Samo miasto było zupełnie inne niż te, które odwiedziliśmy dotychczas. Było duże, gwarne i zdecydowanie bardziej nowoczesne, ale też pozbawione klimatu. Włóczyliśmy się troszkę po ulicach, wieczory spędzaliśmy w lokalnym parku, gdzie na środku stała duża altana, w której odbywały się koncerty marimby. Mieszkańcy zbierali się na placu, jedni siedzieli i słuchali, ale było też wiele tańczących par. Bardzo miłe miejsce.
Następnego dnia udaliśmy się do kanionu Sumidero. Pojechaliśmy colectivo do miejscowości Chiapa del Corzo skąd popłynęlismy łodzią. Kanion przepływa przez rzekę Grijalva i robi ogromne wrażenie. Jest przepiękny, otacza Cię z każdej strony. Dzień był bardzo słoneczny. Jeśli ma się trochę więcej szczęścia można spotkać krokodyle czy drapieżne ptaki. Z mojej perspektywy jedynym minusem była łódź, którą płynęliśmy, ponieważ była szybka i motorowa. Co prawda robiliśmy krótkie postoje na zdjęcia, czy podglądanie krokodyli, jednak dużo przyjemniej płynęłoby się, gdyby warkot silnika nie zakłócał ciszy. Niemniej jednak jest to miejsce warte zobaczenia.
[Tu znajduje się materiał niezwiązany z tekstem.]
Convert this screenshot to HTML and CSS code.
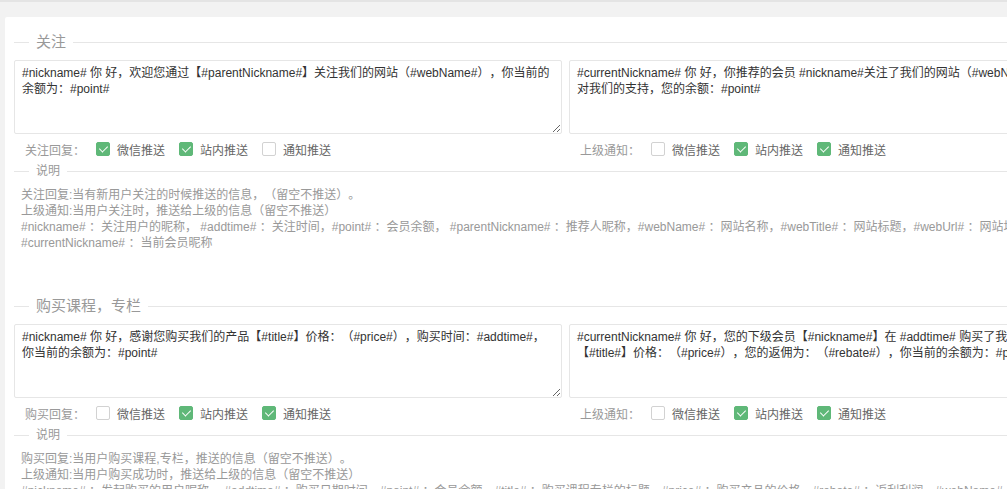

Po powrocie spotkała nas przykra niespodzianka, ponieważ pojechaliśmy na dworzec, gdzie mieliśmy kupić bilety na autobus do Puerto Escondido i niestety nie udało nam się. Był piątek i jak widać nie tylko my zamierzaliśmy tam jechać. I tak zyskaliśmy dodatkowy dzień w Tuxtla, bez pomysłu na jego spędzenie i miejsca do spania;)
Kolejny dzień minął nam leniwie, głównie włóczyliśmy się po mieście, kupiliśmy kawę i czekoladę na prezenty dla naszych bliskich. Te produkty nigdy nie kojarzyły mi się z Meksykiem, a okazało się, że niesłusznie.